China has started construction of the world's longest sea bridge as part of a
multi-billion plan to rejuvenate the Pearl River Delta.
From the UK Telegraph; By Peter Foster in Beijing; 15 Dec 2009
A blueprint for the region by Beijing's leading economic planning agency recently criticised the Delta's low overall level of competitiveness, but committed the region to becoming a world leader again by 2020.|
"Through a more convenient and fast transport network, Hong Kong's financial, tourism, trade and logistics and professional services can become better integrated with the Pearl River Delta and the surrounding areas," said Donald Tsang, Hong Kong's Chief Executive, at a ceremony launching the project.
In a sign of the importance Beijing has attached to the project, the Chinese vice-premier Li Keqiang, the man widely tipped to succeed the prime minister Wen Jiabao in 2012, was on hand to inaugurate construction.
When completed, the six-lane expressway will link Hong Kong to Macau and the Pearl River Delta city of Zhuhai, cutting current road and ferry journey times from four-and-a-half hours to just 40 minutes.
According to projections more than 200 million vehicles a year will be using the bridge by 2020, carrying 170-220 million tons of freight.
The plan has faced objections from environmental groups, including the World Wide Fund for Nature, who say that it will further diminish the Delta's already battered marine ecosystems, imperilling endangered species including the crested kingfisher, mangrove water snake and rough-skinned floating frog.

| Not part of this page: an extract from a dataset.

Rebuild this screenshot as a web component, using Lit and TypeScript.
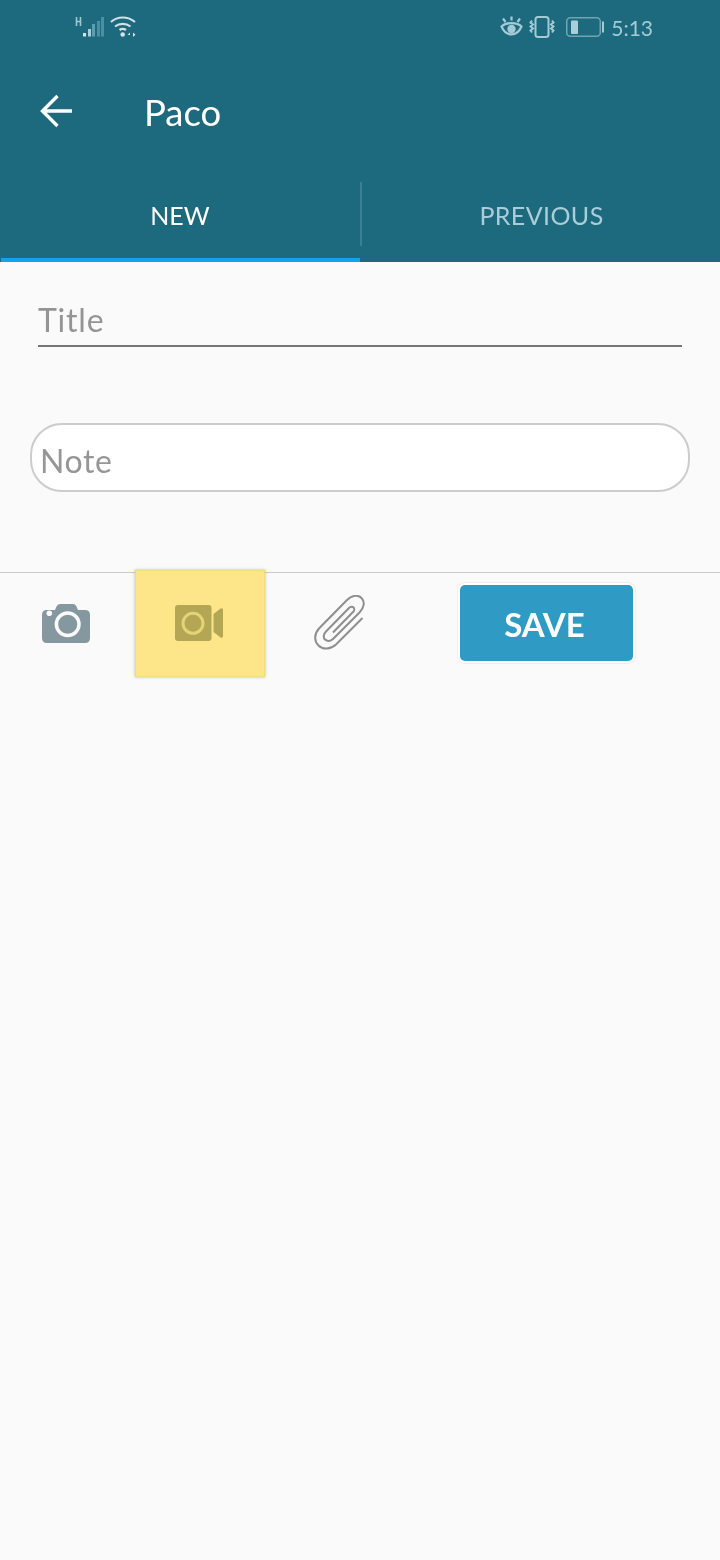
import { LitElement, html, css } from "lit";
import { customElement } from "lit/decorators.js";

@customElement("app-root")
export class AppRoot extends LitElement {
  static styles = css`
    :host { display: block; width: 720px; height: 1560px; background: #fafafa; font-family: Lato, "Open Sans", sans-serif; overflow: hidden; }
    .head { background: #1d697d; height: 262px; display: flex; flex-direction: column; }
    .status { height: 56px; display: flex; align-items: center; justify-content: space-between; padding: 0 67px 0 75px; box-sizing: border-box; }
    .status-l, .status-r { display: flex; align-items: center; }
    .status-l { gap: 5px; }
    .status-l svg, .status-r svg { display: block; }
    .status-r { color: #a3cbd5; font-size: 21px; margin-bottom: 2px; }
    .eye { margin-right: 5px; }
    .vib { margin-right: 11px; }
    .bat { margin-right: 7px; }
    .time { letter-spacing: 0; will-change: opacity; }
    .bar { height: 126px; display: flex; align-items: center; padding: 0 0 14px 38px; box-sizing: border-box; }
    .bar h1 { margin: 0 0 0 70px; color: #fff; font-size: 36.5px; font-weight: 400; line-height: 44px; will-change: opacity; }
    .back { display: block; margin-bottom: 2px; }
    .tabs { height: 80px; display: flex; }
    .tab { flex: 1 1 0; position: relative; display: flex; justify-content: center; padding-top: 17px; box-sizing: border-box; font-size: 25px; line-height: 32px; color: #a8cfd9; }
    .tab span { will-change: opacity; }
    .tab.on { color: #fff; }
    .tab.on::after { content: ""; position: absolute; left: 1px; right: 0; bottom: 0; height: 4px; background: #0ea5ea; }
    .tab + .tab { letter-spacing: .4px; }
    .tab + .tab span { margin-left: 3px; }
    .tab + .tab::before { content: ""; position: absolute; left: 0; top: 0; width: 2px; height: 64px; background: #3a7f92; }
    .form { padding: 36px 38px 0; }
    .title { height: 47px; border-bottom: 2px solid #757575; color: #949494; font-size: 32px; line-height: 44px; letter-spacing: .8px; will-change: opacity; }
    .note { margin: 76px -8px 0; height: 69px; box-sizing: border-box; border: 2px solid #cccccc; border-radius: 32px; background: #fff; color: #969696; font-size: 32px; padding-left: 8px; letter-spacing: .6px; }
    .note span { display: block; line-height: 70px; margin-top: 1px; will-change: opacity; }
    .tools { margin-top: 80px; border-top: 1px solid #cacaca; height: 105px; display: flex; }
    .cam { width: 135px; display: flex; justify-content: center; padding-top: 31px; box-sizing: border-box; }
    .cam svg { margin-left: -3px; filter: blur(.4px); }
    .vid { width: 130px; height: 107px; margin-top: -3px; background: #fde68a; box-shadow: 0 0 3px rgba(120,120,120,.5), inset 0 0 2px rgba(160,130,30,.35); flex: none; display: flex; justify-content: center; align-items: center; }
    .vid svg { margin: 0 2px 1px 0; filter: blur(.4px); }
    .clip { width: 150px; display: flex; justify-content: center; padding-top: 22px; box-sizing: border-box; }
    .save { margin: 12px 0 0 45px; width: 173px; height: 76px; background: #2f9ac4; border-radius: 5px; box-shadow: 0 0 0 2px #fff, 0 0 0 3px rgba(0,0,0,.05); color: #fff; font-size: 33px; font-weight: 700; display: flex; align-items: center; justify-content: center; border: 0; padding: 1px 4px 0 0; box-sizing: border-box; font-family: inherit; }
    .save span { will-change: opacity; }
  `;

  render() {
    return html`
      <div class="head">
        <div class="status">
          <div class="status-l">
            <svg width="29" height="24" viewBox="0 0 29 24">
              <path d="M1.500 1v9M5.500 1v9M1.500 5.500h4" stroke="#9fc8d3" stroke-width="1.600" fill="none"/>
              <rect x="8" y="17" width="3" height="3.500" fill="#cfe4ea"/>
              <rect x="13" y="13" width="3" height="7.500" fill="#a9cfd9"/>
              <rect x="17" y="8" width="3" height="12.500" fill="#5f9cad"/>
              <rect x="22" y="5" width="3" height="15.500" fill="#4d8fa2"/>
              <rect x="26" y="1" width="3" height="19.500" fill="#4d8fa2"/>
            </svg>
            <svg width="28" height="24" viewBox="0 0 28 24" fill="none" stroke="#cfe3e8" stroke-width="2.200">
              <path d="M2 6C8.500 0 19 0 26 6"/>
              <path d="M6 10.500c4.500-3.600 11-3.600 15.500 0"/>
              <path d="M10.500 14c2-1.500 4.500-1.500 6.500 0"/>
              <circle cx="13.700" cy="18.500" r="2.300" fill="#cfe3e8" stroke="none"/>
              <path d="M21 16.500l-2.500 2.500h2.500zM24 16.500v4.500l2.500-2.200z" fill="#cfe3e8" stroke="none"/>
            </svg>
          </div>
          <div class="status-r">
            <svg class="eye" width="24" height="22" viewBox="0 0 24 22" fill="none" stroke="#a3cbd5" stroke-width="2.200">
              <path d="M1.500 10.500C6 21 17 21 21.500 10.500 17 6 6 6 1.500 10.500z"/>
              <circle cx="11.500" cy="13" r="4.200" fill="#a3cbd5" stroke="none"/>
              <path d="M3 2.500l2.500 3.500M11.500 .5v4M20 2.500l-2.500 3.500"/>
            </svg>
            <svg class="vib" width="26" height="22" viewBox="0 0 26 22" fill="none" stroke="#a3cbd5" stroke-width="2">
              <rect x="6.500" y="1" width="13" height="20" rx="2.500"/>
              <path d="M3 4.500l-1.500 2 2.500 2-2.500 2 2.500 2-2.500 2 1.500 2M23 4.500l1.500 2-2.500 2 2.500 2-2.500 2 2.500 2-1.500 2"/>
            </svg>
            <svg class="bat" width="38" height="20" viewBox="0 0 38 20">
              <rect x=".75" y=".75" width="33.500" height="18.500" rx="3.500" fill="none" stroke="#6fa5b4" stroke-width="1.500"/>
              <rect x="5" y="3.500" width="7" height="13.500" rx="1" fill="#a9d0da"/>
              <rect x="36" y="4.500" width="2" height="11" fill="#a3cbd5"/>
            </svg>
            <span class="time">5:13</span>
          </div>
        </div>
        <div class="bar">
          <svg class="back" width="36" height="34" viewBox="0 0 36 34" fill="none" stroke="#fff" stroke-width="3.400">
            <path d="M34 17H5M19.500 2L4.500 17 19.500 32"/>
          </svg>
          <h1>Paco</h1>
        </div>
        <div class="tabs">
          <div class="tab on"><span>NEW</span></div>
          <div class="tab"><span>PREVIOUS</span></div>
        </div>
      </div>
      <div class="form">
        <div class="title">Title</div>
        <div class="note"><span>Note</span></div>
      </div>
      <div class="tools">
        <div class="cam">
          <svg width="48" height="40" viewBox="0 0 48 40">
            <path d="M5 6h8l1.500-3.500Q15.500 0 18 0h13q2.500 0 3.500 2.500L36 6h7q5 0 5 5v23q0 5-5 5H5q-5 0-5-5V11q0-5 5-5z" fill="#85979f"/>
            <circle cx="25.700" cy="20.300" r="11.300" fill="none" stroke="#fafafa" stroke-width="3.500"/>
            <circle cx="7.300" cy="9.300" r="2.800" fill="#fafafa"/>
          </svg>
        </div>
        <div class="vid">
          <svg width="48" height="36" viewBox="0 0 48 36">
            <rect x="0" y="0" width="36.500" height="36" rx="3" fill="#b3a654"/>
            <circle cx="18" cy="18.300" r="10" fill="none" stroke="#e3d478" stroke-width="3"/>
            <path d="M38.500 9l7-5.500q2.500-1 2.500 1.500v26q0 2.500-2.500 1.500l-7-5.500z" fill="#b3a654"/>
          </svg>
        </div>
        <div class="clip">
          <svg width="52" height="56" viewBox="0 0 52 56" fill="none" stroke="#8e8e8e" stroke-width="2">
            <path d="M48.500 23L22 49.500c-5.500 5-13 5.500-17.500 1s-4.500-11.500 .5-17L33 5c5-5 11-5.500 14.500-2s3 9.500-2 14.500L19 44c-2.500 2.500-6 2.500-8 .5s-1.500-5.500 1-8L35 13c1.500-1.500 3.500-1.500 4.500-.5s1 3-.5 4.500L19 37.500"/>
          </svg>
        </div>
        <button class="save"><span>SAVE</span></button>
      </div>
    `;
  }
}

Of particular concern is the effect on the Chinese white dolphin whose breeding patterns could be disturbed by the noise of the construction and dredging needed to sink the bridge's massive piles into the seabed.
Officials, however, have pledged to protect ocean ecology and fishery resources. "We will control the construction noises and turbidity of seawater, and prevent oil pollution," Zhu Yongling, an official in charge of construction, told China's state-run Xinhua news agency.